Step 1: Configure Confluence as the Source
- Sign in to your Estuary account using your credentials.
- On the left navigation pane, click the Sources option. Then, click on the + NEW CAPTURE button.
- On the Create Capture page, type Confluence in the Search connectors field. Click the Capture button of the Confluence connector.
- Provide details such as Name, API Token, Domain name, and Email on the Create Capture page.
- Click NEXT > SAVE AND PUBLISH to complete the source configuration. The connector will capture data from Confluence and copy it into Flow collections via the Confluence Cloud REST API.
Step 2: Configure Amazon Redshift as the Destination
- Select the Destinations option on the left navigation pane of the Estuary dashboard.
- Click on the + NEW MATERIALIZATION button on the Destinations page.
- On the Create Materialization page, use the Search Connectors field to search for the Redshift connector. Select the Amazon Redshift connector from the search results and click the Materialization button.
- On the Create Materialization page, provide the details such as Name, Address, User, Password, S3 Staging Bucket, Access Key ID, Secret Access Key, and Region.
- If a capture hasn't been added to your materialization, click the SOURCE FROM CAPTURE button to select a capture.
- Click NEXT > SAVE AND PUBLISH to complete the configuration of Redshift as the destination.
These two straightforward steps allow you to replicate your data from Confluence to Redshift successfully.
BONUS: See our tutorial on how to transfer data from Jira to Redshift in just a few clicks.
Method 2: Creating a Confluence to Redshift Custom ETL Pipeline
Manually building ETL (Extract, Transform, Load) pipelines to load Confluence data to Redshift involves the creation of big data pipelines that extract data from Confluence, transform it, and load it into AWS Redshift.
To create a custom ETL pipeline, follow these steps:
- Refer to the Confluence API documentation.
- Begin your initial API request.
- Transform an API request into a data pipeline.

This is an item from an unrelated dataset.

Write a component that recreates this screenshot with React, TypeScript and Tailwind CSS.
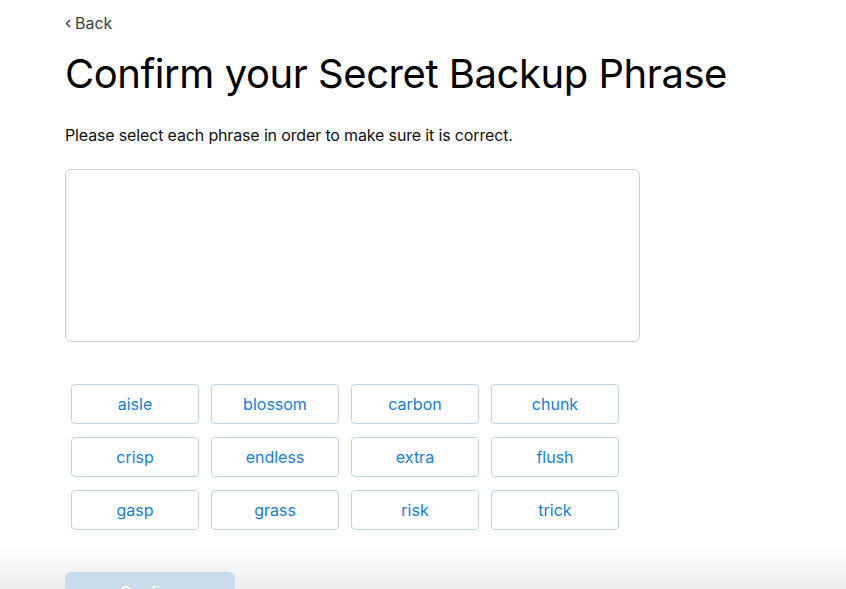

- Load the extracted data to Redshift.
In the API documentation, review some key concepts:
- Resources to identify the Confluence API endpoints essential for analytics.
- Authentication Mechanisms to integrate the necessary credentials into your API requests effectively.
- Request Parameters to understand the methods and URL for each endpoint.
To execute the Confluence API calls:
- Gather your Confluence API credentials for authentication.
- Then, select the API resource from which you wish to retrieve data.
- Configure the required credentials, methods, and URLs to access the desired data.
- Then, integrate your credentials and execute your first API call.
To start the production-grade pipeline for Confluence, follow these steps:
- Define the schemas for each API endpoint.
- Process and parse the API response data.
- Handle the nested objects and custom fields.
- Determine primary keys and distinguish between required and optional keys.
- Employ a git-based workflow for version control.
- Manage code dependencies and accommodate upgrades.
- Monitor the health of the upstream API and troubleshoot issues via status pages, support inquiries, and ticket submissions.
- Address error codes.
- Adhere to rate limits imposed by the server.
To load the extracted data to Redshift:
- Upload the transformed data to an Amazon S3 bucket, an intermediate staging area, before loading it into Redshift.
- Use the COPY command to load the data into Redshift tables. This command should include all the required credentials, such as the file path in the S3 bucket and the Redshift destination table.
Below is an example of how to use the COPY command:
plaintextCOPY table_name
FROM 'path_to_csv_in_s3'
CREDENTIALS
'aws_access_key_id=YOUR_ACCESS_KEY;aws_secret_access_key=YOUR_ACCESS_SECRET_KEY'
CSV;
Drawbacks of Creating the Custom Confluence-Redshift ETL Pipeline
The notable disadvantages of establishing a custom ETL pipeline between Confluence and Redshift are:
- Time-consuming: Building the custom pipeline requires significant resources and time for development. Apart from the initial setup, it also involved ongoing adjustments for regular maintenance.
- Dependency on Technical Experts: There is reliance on technical experts to set up and maintain custom ETL pipelines, reducing operational flexibility as certain tasks cannot be performed without them.
- Higher Costs: The cost of constructing and maintaining a custom pipeline is higher than that of dedicated ETL integration tools.
Get Integrated
Data integration from Confluence to Redshift significantly increases performance and scalability. With custom integration, it can be time-consuming and requires extensive technical expertise.
However, Estuary Flow streamlines the integration process by providing pre-built connectors, helping simplify the configuration of source and destination connections. It eliminates the need for custom coding, enabling near real-time data synchronization to connect Confluence to Redshift in minutes. In addition, Flow offers ease of use, scalability, and robust transformation capabilities to meet the needs of modern data integration workflows.
Would you like to transfer data between different sources and destinations almost instantaneously? Sign up for a free Estuary account now to simplify Confluence to Redshift integration.
Frequently Asked Questions (FAQs)
- Can I perform read-and-write operations between Confluence and Redshift?
While Confluence can connect to Redshift to read data, it cannot directly write data to Redshift. Redshift is optimized for data warehousing and analytics, so data is usually loaded into Redshift from other sources, such as AWS S3 buckets. - What are the top ETL tools for migrating data from Confluence to Redshift?
The top ETL tools for migrating Confluence to Redshift are Estuary Flow, Matillion, Talend Data Integration, Fivetran, and Stitch.